A man told the Bloody Sunday inquiry today he saw Father Edward Daly, the former Bishop of Derry, throw himself over an injured boy to protect him from British army gunfire.
Mr Robert Gallagher, who was aged 26 when he went on the 1972 anti-internment march in Derry, told the Saville Inquiry he was running from soldiers entering the Bogside when he witnessed the death of teenager Jackie Duddy.
He saw the 17-year-old trip and fall in a car park at Rossville flats in the Bogside, Mr Gallagher said.
"At first I did not realise the lad had been shot. However, he fell on to his face. The next moment I was aware of seeing blood on his back and realised he must have been shot," he said.
Mr Gallagher saw the then Father Edward Daly, run to the fallen teenager to administer the Last Rites.
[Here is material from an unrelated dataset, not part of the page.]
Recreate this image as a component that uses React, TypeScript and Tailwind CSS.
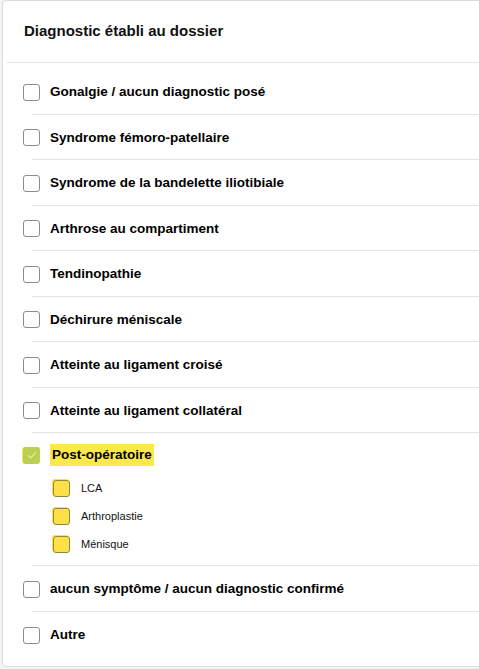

"I then heard a heavier more intense burst of fire. When this occurred, Father Daly threw himself over the lad," he said.
"My first thought was that Father Daly had also been shot, but as the intense shooting died down he knelt back up and continued with the Last Rites," he said.
Moments later in the same area he saw one of the Bloody Sunday wounded Mr Michael Bridge remonstrate with soldiers.
Mr Gallagher said Mr Bridge stepped out from behind a wall with his arms in the air.
"I heard him shout ‘Jesus, Jesus, don't shoot the priest, shoot me’. The next moment I saw his legs judder as if they had been hit with something and he stumbled back to where he had come from," he said.